07757 001122. Visitors entering the upper gallery at the Lowry in Salford are greeted by a neon mobile phone number that was once connected to the Vatnajökull glacier in Iceland. Nearby headphones play the trickling sounds of melting ice and creaking noises that reveal the strain and tension in the heart of the glacier. A vitrine conserves the archive of this 2008 project, including photographs and a printed record of every time a caller connected to the phone-line, and the length of their hanging on to some of the purest sounds one can find in nature.
As her solo exhibition shows, Katie Paterson talks people into doing the most extraordinary things, be it convincing a telephone company to link a glacier to callers across the world, sending a meteorite back into space, or growing a forest to supply paper for an anthology of books in a hundred years’ time. The title of the show, ‘Syzygy’ – an alignment of celestial bodies – can be read as a metaphor for what happens when minds meet. Collaboration – with scientists, engineers, technologists or literary authors – is central to Paterson’s practice. Her deceptively simple ideas, often using relatively modest media, are ambitious in their scope and deep in their meaning. They evoke forces that span inconceivable times and infinite distances, beyond our control and the limits of human knowledge.
Her ongoing project History of Darkness (2010–present) reflects on the astounding fact that 99 per cent of space is black. If the artwork borrows from the Sublime in its overwhelming, perhaps even terrifying concept, it is anodyne in form – an archive of handwritten slides contained in boxes, that document levels of darkness in different parts of space, and their distance from the Earth. Paterson bridges, or, as she says, ‘collapses’, distances in space and time of unfathomable magnitude. Her relentless charting of immensity could seem futile, yet absurdity is the gentle thread that weaves itself across her work, deployed as a subtle conduit to comprehend the serious matter of the universe.
For Campo del Cielo, Field of the Sky (2013), she melted and recast back into its former shape a 4.5 billion-year-old meteorite. Thus recreated, the object retains its essential form, but to its cosmic history is attached the mark of human technology and craftsmanship. With the meteorite displayed in the gallery space, time becomes almost tangible, haptic. If Paterson demonstrates that, like the mythical phoenix, something can get reformed and start a life again (a portion of the meteorite was launched back into space to relive its journey to Earth), she also suggests that renewal comes hand-in-hand with death (said fragment was pulverised as it re-entered our atmosphere). Just as poignantly, All the Dead Stars (2009) charts the original location of 27,000 dead stars, all those recorded and observed by humankind. Also on display are The Dying Star Letters (2011–present), a related, ongoing artwork. ‘I am sorry to inform you of the death of the star…’ the terse obituary notes state, almost lyrical in their unsentimental simplicity, and their relentless repetition.

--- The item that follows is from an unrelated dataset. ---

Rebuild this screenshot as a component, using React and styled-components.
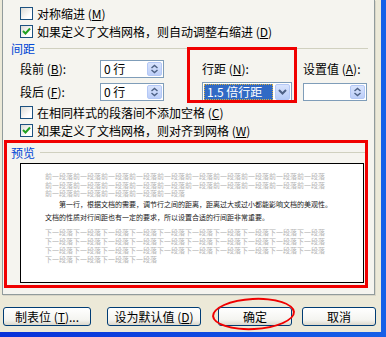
import React from "react";
import styled, { createGlobalStyle } from "styled-components";

const Global = createGlobalStyle`
  html, body { margin: 0; padding: 0; }
  body {
    width: 386px; height: 337px; overflow: hidden;
    background: #ECE9D8;
    font-family: "Noto Sans CJK SC", "Liberation Sans", sans-serif;
    font-size: 12px; color: #000;
  }
`;

const Frame = styled.div`
  width: 386px;
  height: 337px;
  box-sizing: border-box;
  padding: 0 5px 5px 0;
  background: linear-gradient(to right, #0831D9, #1660E8);
`;

const Win = styled.div`
  height: 100%;
  box-sizing: border-box;
  background: #ECE9D8;
  padding: 0 6px 0 2px;
  display: flex;
  flex-direction: column;
`;

const Panel = styled.div`
  position: relative;
  box-sizing: border-box;
  height: 295px;
  background: #F5F4EF;
  border: 1px solid #919B9C;
  border-top: none;
  padding: 4px 6px 0 8px;
  box-shadow: 1px 1px 0 #D8D5C7;
`;

const CheckRow = styled.div`
  display: flex;
  align-items: center;
  gap: 4px;
  height: 18px;
  padding-left: 9px;
  white-space: nowrap;
`;

const Box = styled.span`
  width: 13px;
  height: 13px;
  box-sizing: border-box;
  border: 1px solid #1C5180;
  background: linear-gradient(135deg, #DCDBD5, #FFFFFF 70%);
  display: flex;
  align-items: center;
  justify-content: center;
  flex-shrink: 0;
`;

const GroupHead = styled.div`
  display: flex;
  align-items: center;
  gap: 5px;
  height: 16px;
  color: #0046D5;
  margin-top: ${(p) => p.$mt || 0}px;
  &::after {
    content: "";
    flex: 1;
    height: 1px;
    background: #D0D0BF;
  }
`;

const SpacingGrid = styled.div`
  display: grid;
  grid-template-columns: 80px 102px 101px 64px;
  grid-template-rows: 23px 23px;
  align-items: center;
  padding-left: 9px;
  margin-top: 1px;
  white-space: nowrap;
`;

const Label = styled.span`
  line-height: 14px;
`;

const SpinBox = styled.div`
  width: 64px;
  height: 18px;
  box-sizing: border-box;
  border: 1px solid #7F9DB9;
  background: #fff;
  display: flex;
  align-items: center;
  justify-content: space-between;
  padding: 0 1px 0 3px;
`;

const SpinBtn = styled.span`
  width: 15px;
  height: 14px;
  box-sizing: border-box;
  border: 1px solid #B4C8F6;
  border-radius: 2px;
  background: linear-gradient(#D9E4FD, #BCCEF8);
  display: flex;
  align-items: center;
  justify-content: center;
`;

const Select = styled.div`
  width: 90px;
  height: 20px;
  box-sizing: border-box;
  border: 1px solid #7F9DB9;
  background: #fff;
  display: flex;
  align-items: stretch;
  padding: 1px;
  gap: 2px;
`;

const Picked = styled.span`
  flex: 1;
  background: #316AC5;
  color: #fff;
  outline: 1px dotted #D8B040;
  outline-offset: -1px;
  padding-left: 3px;
  display: flex;
  align-items: center;
`;

const DropBtn = styled.span`
  width: 15px;
  box-sizing: border-box;
  border: 1px solid #B4C8F6;
  border-radius: 2px;
  background: linear-gradient(#D9E4FD, #B6CBF7);
  display: flex;
  align-items: center;
  justify-content: center;
`;

const PreviewBox = styled.div`
  height: 120px;
  box-sizing: border-box;
  margin: 3px 4px 0 9px;
  border: 1px solid #000;
  background: #fff;
  padding: 8px 0 0 24px;
  overflow: hidden;
`;

const Para = styled.div`
  width: 281px;
  font-size: 7px;
  line-height: ${(p) => p.$lh}px;
  color: ${(p) => (p.$dim ? "#B4B4B4" : "#202020")};
  margin-top: ${(p) => p.$mt || 0}px;
  text-indent: ${(p) => p.$indent || 0}px;
  word-break: break-all;
  white-space: ${(p) => (p.$dim ? "normal" : "nowrap")};
`;

const Annot = styled.div`
  position: absolute;
  left: ${(p) => p.$x}px;
  top: ${(p) => p.$y}px;
  width: ${(p) => p.$w}px;
  height: ${(p) => p.$h}px;
  box-sizing: border-box;
  border: 3px solid #F00000;
  pointer-events: none;
`;

const ButtonRow = styled.div`
  display: flex;
  margin-top: 12px;
  padding-left: 1px;
`;

const BtnWrap = styled.div`
  position: relative;
  flex-shrink: 0;
  margin-left: ${(p) => p.$ml || 0}px;
`;

const Btn = styled.button`
  width: ${(p) => p.$w}px;
  height: 19px;
  box-sizing: border-box;
  border: 1px solid #003C74;
  border-radius: 3px;
  background: linear-gradient(#FFFFFF, #F4F4F0 70%, #DCD8CC);
  font-family: inherit;
  font-size: 12px;
  color: #000;
  padding: 0;
  display: flex;
  align-items: center;
  justify-content: center;
  white-space: nowrap;
`;

const Ellipse = styled.div`
  position: absolute;
  left: -6px;
  top: -9px;
  width: 83px;
  height: 32px;
  box-sizing: border-box;
  border: 2px solid #F00000;
  border-radius: 50%;
  transform: rotate(-3deg);
  pointer-events: none;
`;

const Check = ({ on }) => (
  <Box>
    {on && (
      <svg width="9" height="9" viewBox="0 0 9 9">
        <path d="M1 4 L3.5 6.5 L8 1.5" fill="none" stroke="#21A121" strokeWidth="2" />
      </svg>
    )}
  </Box>
);

const UpDown = () => (
  <svg width="9" height="10" viewBox="0 0 9 10">
    <path d="M1.5 4 L4.5 1.5 L7.5 4 M1.5 6 L4.5 8.5 L7.5 6" fill="none" stroke="#4D6185" strokeWidth="1.4" />
  </svg>
);

const Down = () => (
  <svg width="9" height="6" viewBox="0 0 9 6">
    <path d="M1 1 L4.5 4.5 L8 1" fill="none" stroke="#4D6185" strokeWidth="2" />
  </svg>
);

const Key = ({ k }) => (
  <>
    {" ("}
    <u>{k}</u>
    {")"}
  </>
);

const Spin = ({ value }) => (
  <SpinBox>
    <span>{value}</span>
    <SpinBtn>
      <UpDown />
    </SpinBtn>
  </SpinBox>
);

export default function App() {
  return (
    <Frame>
      <Global />
      <Win>
        <Panel>
          <CheckRow>
            <Check />
            <span>
              对称缩进<Key k="M" />
            </span>
          </CheckRow>
          <CheckRow>
            <Check on />
            <span>
              如果定义了文档网格，则自动调整右缩进<Key k="D" />
            </span>
          </CheckRow>

          <GroupHead>间距</GroupHead>
          <SpacingGrid>
            <Label>
              段前<Key k="B" />:
            </Label>
            <Spin value="0 行" />
            <Label>
              行距<Key k="N" />:
            </Label>
            <Label>
              设置值<Key k="A" />:
            </Label>
            <Label>
              段后<Key k="F" />:
            </Label>
            <Spin value="0 行" />
            <Select>
              <Picked>1.5 倍行距</Picked>
              <DropBtn>
                <Down />
              </DropBtn>
            </Select>
            <Spin value="" />
          </SpacingGrid>

          <CheckRow>
            <Check />
            <span>
              在相同样式的段落间不添加空格<Key k="C" />
            </span>
          </CheckRow>
          <CheckRow>
            <Check on />
            <span>
              如果定义了文档网格，则对齐到网格<Key k="W" />
            </span>
          </CheckRow>

          <GroupHead $mt={5}>预览</GroupHead>
          <PreviewBox>
            <Para $dim $lh={8.5}>{"前一段落".repeat(25)}</Para>
            <Para $lh={13} $indent={14}>
              第一行，根据文档的需要，调节行之间的距离，距离过大或过小都能影响文档的美观性。
            </Para>
            <Para $lh={13}>文档的性质对行间距也有一定的要求，所以设置合适的行间距非常重要。</Para>
            <Para $dim $lh={9} $mt={4}>{"下一段落".repeat(34)}</Para>
          </PreviewBox>

          <Annot $x={184} $y={47} $w={110} $h={56} />
          <Annot $x={1} $y={140} $w={364} $h={148} />
        </Panel>

        <ButtonRow>
          <BtnWrap>
            <Btn $w={88}>
              制表位<Key k="T" />...
            </Btn>
          </BtnWrap>
          <BtnWrap $ml={16}>
            <Btn $w={94}>
              设为默认值<Key k="D" />
            </Btn>
          </BtnWrap>
          <BtnWrap $ml={17}>
            <Btn $w={74}>确定</Btn>
            <Ellipse />
          </BtnWrap>
          <BtnWrap $ml={10}>
            <Btn $w={74}>取消</Btn>
          </BtnWrap>
        </ButtonRow>
      </Win>
    </Frame>
  );
}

That time is relative may have become a commonplace idea, yet Timepieces (Solar System) (2014) reveals just how much we take for granted our measure of time in 24 hours per day. Nine clocks are arranged in an orderly line to show the time on all the planets in our Solar System, and our moon, calibrated in relation to time on Earth. What does it mean, that a day is 4,223 hours in Mercury, and 9 hours 56 minutes on Jupiter? We usually envisage our relation to the cosmos in terms of distance, so these timepieces provoke a sense of dislocation. By turning measures of vastness into recognisable objects – slides, clocks, letters – Paterson domesticates immensity, turning the cosmic into the mundane, but a mundane of poetic intensity, playful and mind-bending, compelling.
The sleek and minimalist Timepieces form the backdrop for her most famous piece, Earth-Moon-Earth (Moonlight Sonata Reflected from the Surface of the Moon) (2007). Using the principle of ‘moonbounce’, she beamed a Morse-code version of Beethoven’s Moonlight Sonata onto the surface of the moon. Losing some of its substance in the craters and ravines of our nearest cosmic companion, the musical score returns to Earth, and to the keys of an automated grand piano in the galleries. The music is both instantly recognisable and eerily alien: like the moon itself.
For many centuries, solar eclipses were seen as ominous occurrences: the Greek word ekleipsis means abandonment, downfall, darkening, which translates that gut-wrenching moment when the Earth is plunged into darkness, and even the birds stop singing. Eclipses continue to be momentous events for astronomers and eclipse-chasers, who religiously follow them around the world, often to create drawings and photographs of confounding beauty. Paterson’s beguiling Totality (2016) combines all the eclipses recorded in human history into a coruscating mirror-ball, languidly revolving, as if under the spell of the ‘choppy’ Moonlight Sonata heard from the nearby gallery. In the unrelenting pace of modern life, Katie Paterson grants us permission to pause, and, as you stand in the gallery, it is difficult to tear yourself away from the dizzying, ineffable splendour of thousands of diminutive eclipses unravelling on the walls, floor and ceiling, softly wrapping themselves around you. For just an instant, time stands still.
‘Katie Paterson: Syzygy’ is at the Lowry, Salford, until 17 July.